Pulitzer Prize winner talks war

New York Times bestselling author and two-time Pulitzer Prize winner Thomas Ricks shared his experience of the military situation in Iraq along with his thoughts on America’s future in Afghanistan at the Elliott School Thursday night.

Often considered one of the best defense reporters in America, Ricks spent 20 years reporting on U.S. military issues for the Washington Post and the Wall Street Journal before writing two books, “Fiasco: The American Military Adventure in Iraq” and “The Gamble: David Petraeus and the American Military Adventure in Iraq, 2006-2008,” about the war in Iraq.
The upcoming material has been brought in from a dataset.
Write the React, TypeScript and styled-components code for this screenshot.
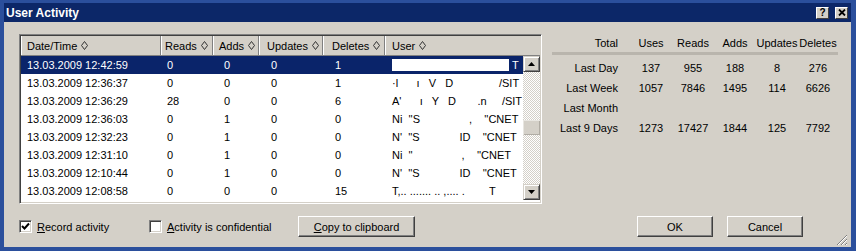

While Iraq is his specialty, Ricks started the night discussing Afghanistan and how it would be an easier country to stabilize than Iraq because of the “national identity” – Afghan – that all the separate ethnic groups share.

Even with this hope, Ricks said he thinks the government run by President Hamid Karzai is a “real, strategic problem” within the country, causing corruption and military ineptness.

“All we need to provide is a somewhat useful, a less-corrupted government to succeed in Afghanistan,” Rick said. “That can be achieved by changing the behavior of the Karzai government.”

Switching the topic to Iraq, Ricks said he is worried about the country’s general elections coming in March and if those elections will yield only more corruption in the country.

“I’m more pessimistic about Iraq because the surge ultimately failed. There may have been greater security in the country but it didn’t lead to an Iraqi political breakthrough as originally thought.”

Ricks said he believes the upcoming election will play an important role in the future of the country.

“It is crucial for the Sunnis, especially given recent events, and it is vital that a successful coalition government be set up a few months after the election results are finalized,” he said.

He disagreed with President Barack Obama’s plan to pull many U.S. soldiers from Iraq this coming summer, saying the country and government are still too “shaky.”

“It would be unwise to leave as soon as possible since it’s not the right thing to do given that political progress is still shaky,” he said. “And, there is still the possibility for a renewed civil war once troops start vacating the more and then less secure areas of Iraq.”